Once, he invited me and my girlfriend (who a few years later became my wife) to spend the weekend with him and his girlfriend at his parent’s second home in North Wales. The only thing that I remember about that visit is that I managed to stove in their dinghy on some rocks while mucking about on the nearby lake.

Then our paths diverged even further. My wife and I left the UK, never to return except for rare and brief visits. Mark instead got embedded in the UK health system. He came and visited us once in Paris, but then the cord connecting us, already frayed by distance, finally snapped.

The years, the decades went by, and the internet arrived. One day, I decided to do a search for Mark, and was lucky to find an address and email. We reconnected. We were going to the UK with our two children for a family holiday that year, so we agreed that we would pass by his place. I was nervous about this reunion. So many years had passed, I was afraid that we would find no common ground anymore. But when he opened the door, he swept me up in a big bear hug and it was as if we had never been out of contact.

We caught up. He had become a GP, he had married another doctor, they’d had four kids. We had a noisy, boisterous lunch, all of them and all of us around the table. After lunch, we settled down in the living room and chatted on about this and that for several hours. Eventually, we took our leave.  I was really happy we had come.

We saw each other again a few years later, when we were taking our daughter on a tour of universities – she would be applying that Autumn. But otherwise we kept in fitful contact by email. We updated each other on changes in the family and work situations. And I was flattered when a couple of his children asked me my advice about possible career moves – they both wanted to get into the environmental world. I even, somewhat apprehensively, invited him to read this blog. I shouldn’t have worried. He was fantastically supportive about my writings, and wrote me many comments. That was Mark. He was one of the kindest people I have ever known, there wasn’t an evil bone in his body. Whenever you talked, or wrote, to him his answers showed a deep and sympathetic interest in what you were saying. He really cared about people.

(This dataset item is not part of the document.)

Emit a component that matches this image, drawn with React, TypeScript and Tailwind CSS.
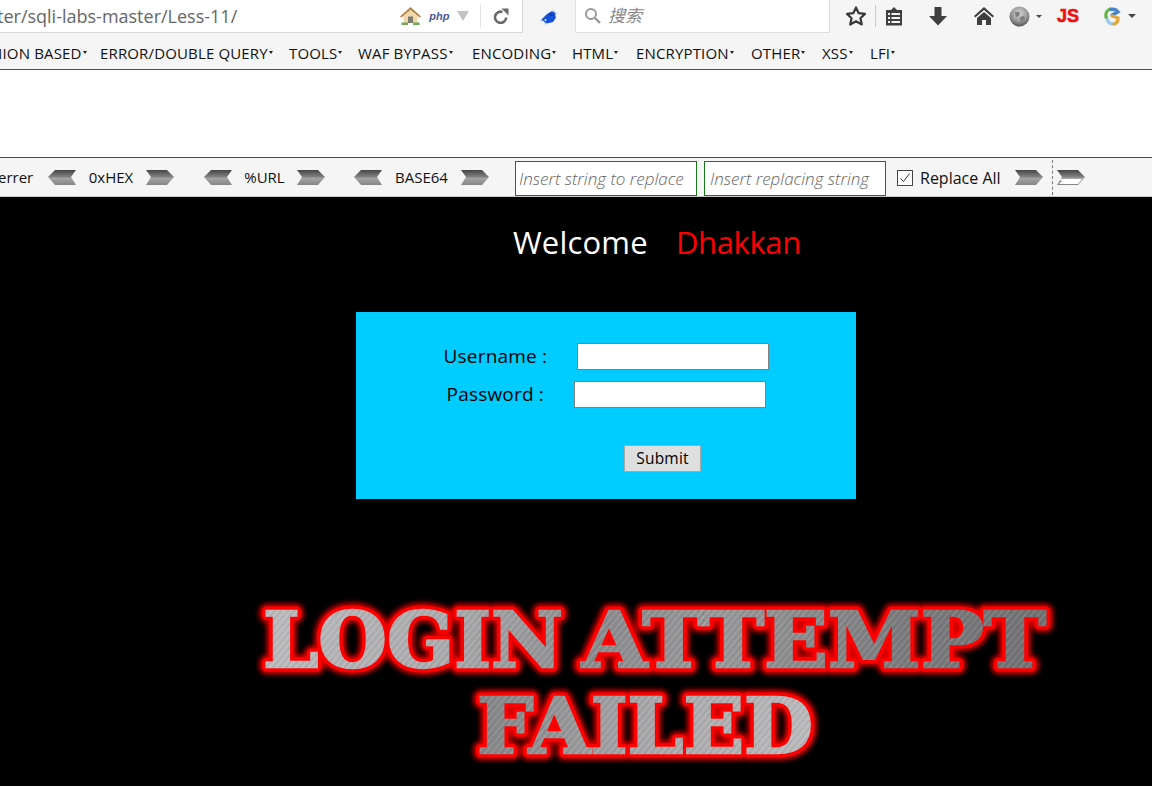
import React from "react";

const font = { fontFamily: '"Open Sans","Noto Sans","Noto Sans CJK SC",sans-serif' };

function Arrow({ dir, hollow = false }: { dir: "l" | "r"; hollow?: boolean }) {
  const id = `g-${dir}-${hollow ? 1 : 0}`;
  const pts = dir === "r" ? "0,1 21,1 28,8 21,16 0,16 5,8" : "28,1 7,1 0,8 7,16 28,16 23,8";
  return (
    <svg width="28" height="17" viewBox="0 0 28 17" className="shrink-0">
      <defs>
        <linearGradient id={id} x1="0" y1="0" x2="0" y2="1">
          <stop offset="0" stopColor="#454545" />
          <stop offset="0.45" stopColor="#808080" />
          <stop offset="0.55" stopColor="#a4a4a4" />
          <stop offset="1" stopColor="#858585" />
        </linearGradient>
      </defs>
      <polygon points={pts} fill={`url(#${id})`} />
      {hollow && <polygon points="2,10 21,10 25,10 21,15 2,15 5,12" fill="#fff" />}
    </svg>
  );
}

function Caret() {
  return <span className="ml-[1px] mb-[3px] inline-block h-0 w-0 border-x-[2.5px] border-t-[3px] border-x-transparent border-t-[#222]" />;
}

function MenuItem({ label, w }: { label: string; w: number }) {
  return (
    <span className="flex items-center shrink-0 whitespace-nowrap" style={{ width: w }}>
      {label}
      <Caret />
    </span>
  );
}

function Star() {
  return (
    <svg width="22" height="22" viewBox="0 0 22 22">
      <polygon points="11,2.5 13.7,8.2 20,8.9 15.4,13.2 16.8,19.5 11,16.3 5.2,19.5 6.6,13.2 2,8.9 8.3,8.2" fill="none" stroke="#3a3a3a" strokeWidth="2.2" strokeLinejoin="round" />
    </svg>
  );
}

function Clipboard() {
  return (
    <svg width="18" height="20" viewBox="0 0 18 20">
      <path d="M1 4h5l3-3 3 3h5v15.5H1z" fill="#3f3f3f" />
      <path d="M3 7h2v2H3zM6.5 7h8.5v2H6.5zM3 11h2v2H3zM6.5 11h8.5v2H6.5zM3 15h2v2H3zM6.5 15h8.5v2H6.5z" fill="#f5f5f5" />
    </svg>
  );
}

function Down() {
  return (
    <svg width="18" height="20" viewBox="0 0 18 20">
      <path d="M5.5 1h7v9H18l-9 9.5L0 10h5.5z" fill="#3f3f3f" />
    </svg>
  );
}

function HomeDark() {
  return (
    <svg width="20" height="18" viewBox="0 0 20 18">
      <path d="M10 0 20 9l-1.3 1.5L10 3 1.3 10.5 0 9z" fill="#3f3f3f" />
      <path d="M10 5l7 6v7h-5v-5H8v5H3v-7z" fill="#3f3f3f" />
    </svg>
  );
}

function HomeColor() {
  return (
    <svg width="21" height="20" viewBox="0 0 21 20">
      <path d="M10.5 1 21 10.5l-1.5 1L10.5 4 1.5 11.5 0 10.5z" fill="#b9823f" />
      <path d="M3.5 10.5l7-6.5 7 6.5V17h-14z" fill="#efd9ac" />
      <rect x="8" y="10.5" width="5" height="6.5" fill="#7d7a70" />
      <rect x="1.5" y="16.5" width="6.5" height="2.5" fill="#6fa85c" />
      <rect x="13" y="16.5" width="6.5" height="2.5" fill="#6fa85c" />
    </svg>
  );
}

function Reload() {
  return (
    <svg width="16" height="16" viewBox="0 0 16 16">
      <path d="M13.2 9.5A5.6 5.6 0 1 1 9.5 4" fill="none" stroke="#6a6a6a" strokeWidth="2.6" />
      <path d="M8.5 0.5h7V7.5z" fill="#6a6a6a" />
    </svg>
  );
}

function Bird() {
  return (
    <svg width="20" height="20" viewBox="0 0 20 20">
      <path d="M13 1l3 4 2 1-2 2zM1 13l3-1-1 3zM5 15l3 1-2 2z" fill="#a8c4e8" />
      <path d="M2.5 12.5 8 7l5-3 3 2 .8 5-2.8 4-6 1.5-3-2z" fill="#1450d8" />
      <circle cx="6.5" cy="13" r="1" fill="#e8f0ff" />
      <path d="M11 6l4 3-5 0z" fill="#0c38a8" />
    </svg>
  );
}

function Globe() {
  return (
    <svg width="21" height="21" viewBox="0 0 21 21">
      <defs>
        <radialGradient id="gl" cx="0.5" cy="0.35" r="0.65">
          <stop offset="0" stopColor="#d2d2d2" />
          <stop offset="0.6" stopColor="#9a9a9a" />
          <stop offset="1" stopColor="#555" />
        </radialGradient>
      </defs>
      <circle cx="10.5" cy="10.5" r="10" fill="url(#gl)" />
      <path d="M6 6h5l-1 4-3 1zM11 11l4-1 1 3-4 3z" fill="#7e7e7e" />
    </svg>
  );
}

function RingLogo() {
  return (
    <svg width="20" height="22" viewBox="0 0 20 22">
      <defs>
        <filter id="soft" x="-20%" y="-20%" width="140%" height="140%"><feGaussianBlur stdDeviation="0.7" /></filter>
      </defs>
      <g filter="url(#soft)" fill="none" strokeWidth="3.4" strokeLinecap="round">
        <path d="M4 13a6 6 0 0 0 6 6" stroke="#9cc8ec" />
        <path d="M3 12A7 7 0 0 1 7 4" stroke="#66b648" />
        <path d="M8 4.5A7 7 0 0 1 15 7L9 10" stroke="#4a86c8" />
        <path d="M9 11l6 2a6 6 0 0 1-4 6" stroke="#e0a83c" />
      </g>
    </svg>
  );
}

function DownTri({ c = "#444", w = 5, h = 4 }: { c?: string; w?: number; h?: number }) {
  return (
    <svg width={w * 2} height={h} viewBox={`0 0 ${w * 2} ${h}`} className="block">
      <polygon points={`0,0 ${w * 2},0 ${w},${h}`} fill={c} />
    </svg>
  );
}

const words = [
  { t: "LOGIN", x: 263, y: 666.5, w: 300, g: "silverA" },
  { t: "ATTEMPT", x: 582, y: 666.5, w: 464, g: "silverB" },
  { t: "FAILED", x: 477, y: 752.5, w: 336, g: "silverC" },
];

function FailedArt() {
  return (
    <svg width="1152" height="200" viewBox="0 586 1152 200" className="block">
      <defs>
        <linearGradient id="silverA" gradientUnits="userSpaceOnUse" x1="260" y1="610" x2="560" y2="670">
          <stop offset="0" stopColor="#bdbdbf" /><stop offset="0.6" stopColor="#adadaf" /><stop offset="1" stopColor="#929294" />
        </linearGradient>
        <linearGradient id="silverB" gradientUnits="userSpaceOnUse" x1="580" y1="610" x2="1040" y2="670">
          <stop offset="0" stopColor="#8a8a8c" /><stop offset="0.3" stopColor="#9a9a9c" /><stop offset="0.7" stopColor="#7c7c7e" /><stop offset="1" stopColor="#737375" />
        </linearGradient>
        <linearGradient id="silverC" gradientUnits="userSpaceOnUse" x1="480" y1="700" x2="810" y2="750">
          <stop offset="0" stopColor="#858587" /><stop offset="0.5" stopColor="#a8a8aa" /><stop offset="1" stopColor="#bcbcbe" />
        </linearGradient>
        <pattern id="brush" width="5" height="5" patternUnits="userSpaceOnUse" patternTransform="rotate(-50)">
          <rect width="5" height="1" fill="#ffffff" fillOpacity="0.09" />
          <rect y="2.5" width="5" height="1" fill="#000000" fillOpacity="0.08" />
        </pattern>
        <filter id="glow" x="-10%" y="-30%" width="120%" height="160%">
          <feGaussianBlur stdDeviation="2.4" />
        </filter>
      </defs>
      {words.map((l) => {
        const p = { x: l.x, y: l.y, textLength: l.w, lengthAdjust: "spacingAndGlyphs" as const };
        return (
          <g key={l.t} fontFamily='"DejaVu Serif",serif' fontWeight="700" fontSize={76}>
            <text {...p} fill="#f00" stroke="#e00000" strokeWidth="14" strokeLinejoin="round" filter="url(#glow)">{l.t}</text>
            <text {...p} fill="#f00" stroke="#f00" strokeWidth="9" strokeLinejoin="round">{l.t}</text>
            <text {...p} fill={`url(#${l.g})`} stroke={`url(#${l.g})`} strokeWidth="2.4">{l.t}</text>
            <text {...p} fill="url(#brush)" stroke="url(#brush)" strokeWidth="2.4">{l.t}</text>
          </g>
        );
      })}
    </svg>
  );
}

const menu: [string, number][] = [
  ["ERROR/DOUBLE QUERY", 175],
  ["TOOLS", 55],
  ["WAF BYPASS", 100],
  ["ENCODING", 86],
  ["HTML", 50],
  ["ENCRYPTION", 101],
  ["OTHER", 57],
  ["XSS", 34],
  ["LFI", 26],
];

export default function App() {
  return (
    <div className="h-[786px] w-[1152px] overflow-hidden bg-black flex flex-col" style={font}>
      {/* URL bar */}
      <div className="h-[34px] flex bg-[#f5f5f5] shrink-0">
        <div className="w-[523px] h-[33px] bg-white border-r border-b border-[#d8d8d8] flex items-center overflow-hidden shrink-0">
          <span className="ml-[-3px] text-[18px] text-[#666] whitespace-nowrap">ter/sqli-labs-master/Less-11/</span>
          <div className="ml-[163px] flex items-center shrink-0">
            <HomeColor />
            <span className="ml-[8px] text-[11px] font-bold italic text-[#4a5a9a]" style={{ fontFamily: '"Liberation Sans",sans-serif' }}>php</span>
            <span className="ml-[8px]"><DownTri c="#c4c4c4" w={6} h={10} /></span>
            <span className="ml-[11px] h-[24px] w-px bg-[#e2e2e2]" />
            <span className="ml-[12px]"><Reload /></span>
          </div>
        </div>
        <div className="w-[52px] flex items-center justify-center shrink-0"><Bird /></div>
        <div className="w-[255px] h-[33px] bg-white border-r border-b border-l border-[#e0e0e0] flex items-center shrink-0">
          <svg width="18" height="18" viewBox="0 0 18 18" className="ml-[8px]">
            <circle cx="7" cy="7" r="5" fill="none" stroke="#999" strokeWidth="2" />
            <path d="M11 11l5 5" stroke="#999" strokeWidth="2.4" />
          </svg>
          <span className="ml-[6px] text-[17px] italic text-[#888]">搜索</span>
        </div>
        <div className="flex items-center pl-[15px] h-[32px]">
          <Star />
          <span className="ml-[8px] h-[22px] w-px bg-[#ccc]" />
          <span className="ml-[9px]"><Clipboard /></span>
          <span className="ml-[26px]"><Down /></span>
          <span className="ml-[27px]"><HomeDark /></span>
          <span className="ml-[15px]"><Globe /></span>
          <span className="ml-[6px]"><DownTri w={3} h={3} /></span>
          <span className="ml-[15px] text-[18px] font-bold text-[#f01010] [-webkit-text-stroke:0.6px_#f01010]" style={{ fontFamily: '"Liberation Sans",sans-serif' }}>JS</span>
          <span className="ml-[24px]"><RingLogo /></span>
          <span className="ml-[5px]"><DownTri w={4} h={4} /></span>
        </div>
      </div>
      {/* Menu */}
      <div className="h-[36px] bg-[#f5f5f5] border-b border-[#1f6b1f] flex items-center gap-[14px] text-[15px] tracking-[0.15px] text-[#111] overflow-hidden shrink-0 pt-[4px]">
        <span className="ml-[-20px] flex items-center shrink-0"><MenuItem label="UNION BASED" w={106} /></span>
        {menu.map(([m, w]) => (
          <MenuItem key={m} label={m} w={w} />
        ))}
      </div>
      {/* Blank */}
      <div className="h-[87px] bg-white shrink-0" />
      {/* Toolbar */}
      <div className="h-[40px] bg-[#f5f5f5] border-t border-t-[#1f6b1f] border-b border-b-[#c8c8c8] flex items-center text-[15px] text-[#111] overflow-hidden shrink-0">
        <span className="ml-[-2px] w-[50px] shrink-0">errer</span>
        <Arrow dir="l" />
        <span className="w-[70px] text-center shrink-0">0xHEX</span>
        <Arrow dir="r" />
        <span className="ml-[30px]"><Arrow dir="l" /></span>
        <span className="w-[65px] text-center shrink-0">%URL</span>
        <Arrow dir="r" />
        <span className="ml-[29px]"><Arrow dir="l" /></span>
        <span className="w-[79px] text-center shrink-0">BASE64</span>
        <Arrow dir="r" />
        <div className="ml-[26px] mt-[3px] w-[182px] h-[35px] bg-white border border-[#1a7a1a] flex items-center pl-[3px] italic font-light text-[#666] whitespace-nowrap shrink-0 text-[17px]">Insert string to replace</div>
        <div className="ml-[7px] mt-[3px] w-[182px] h-[35px] bg-white border border-[#1a7a1a] flex items-center pl-[5px] italic font-light text-[#666] whitespace-nowrap shrink-0 text-[17px]">Insert replacing string</div>
        <span className="ml-[11px] mt-[2px] w-[16px] h-[16px] border border-[#444] bg-white flex items-center justify-center shrink-0">
          <svg width="12" height="12" viewBox="0 0 12 12"><path d="M1.5 6.5l3 3 6-8" fill="none" stroke="#333" strokeWidth="1" /></svg>
        </span>
        <span className="ml-[7px] mt-[1px] w-[95px] text-[16px] whitespace-nowrap shrink-0">Replace All</span>
        <Arrow dir="r" />
        <span className="ml-[9px] h-[35px] border-l border-dashed border-[#777] shrink-0" />
        <span className="ml-[4px]"><Arrow dir="r" hollow /></span>
      </div>
      {/* Body */}
      <div className="flex-1 bg-black">
        <div className="pt-[23px] pl-[513px] flex text-[31px] leading-[44px] whitespace-nowrap">
          <span className="w-[163px] text-white tracking-[0.2px]">Welcome</span>
          <span className="text-[#ff0000] tracking-[-0.4px]">Dhakkan</span>
        </div>
        <div className="mt-[48px] ml-[356px] w-[500px] h-[187px] bg-[#00ccff] pt-[31px] text-black text-[19px] tracking-[0.2px]">
          <div className="flex justify-center items-center h-[27px]">
            <span className="w-[103px] whitespace-nowrap">Username :</span>
            <input className="ml-[30px] w-[192px] h-[27px] bg-white border border-[#808080]" />
          </div>
          <div className="mt-[11px] flex justify-center items-center h-[27px]">
            <span className="w-[97px] whitespace-nowrap">Password :</span>
            <input className="ml-[30px] w-[192px] h-[27px] bg-white border border-[#808080]" />
          </div>
          <button className="block mt-[37px] ml-[268px] w-[77px] h-[27px] pt-[1px] bg-[#dfdfdf] border border-[#a8a8a8] text-[15.5px] text-black">Submit</button>
        </div>
        <div className="mt-[87px]"><FailedArt /></div>
      </div>
    </div>
  );
}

Four years ago, when I was preparing to retire, our email traffic considerably increased. He was already retired and I was asking him questions about how he had managed the transition. The Brexit Referendum had also just occurred, and this and the years-long aftermath led to many emails as we metaphorically cried on each other’s shoulders as the whole sorry saga of leaving the EU unfolded. We tried to meet a couple of times, but it never seemed the right time. I proposed to him that we go to Israel together, but at that time he couldn’t walk properly because of blockages in the arteries in his legs and he was waiting to have operations to clear them. Another time, he told me that he and his wife were thinking of visiting Vienna and taking in a fantastic exhibition on Brueghel, but we weren’t in Vienna at the time. But we kept emailing away, vituperating about Brexit, and updating each other about holidays taken, our state of health, and our children. Recently, he had become a grandfather for the first time and proudly sent me a photo of the newborn.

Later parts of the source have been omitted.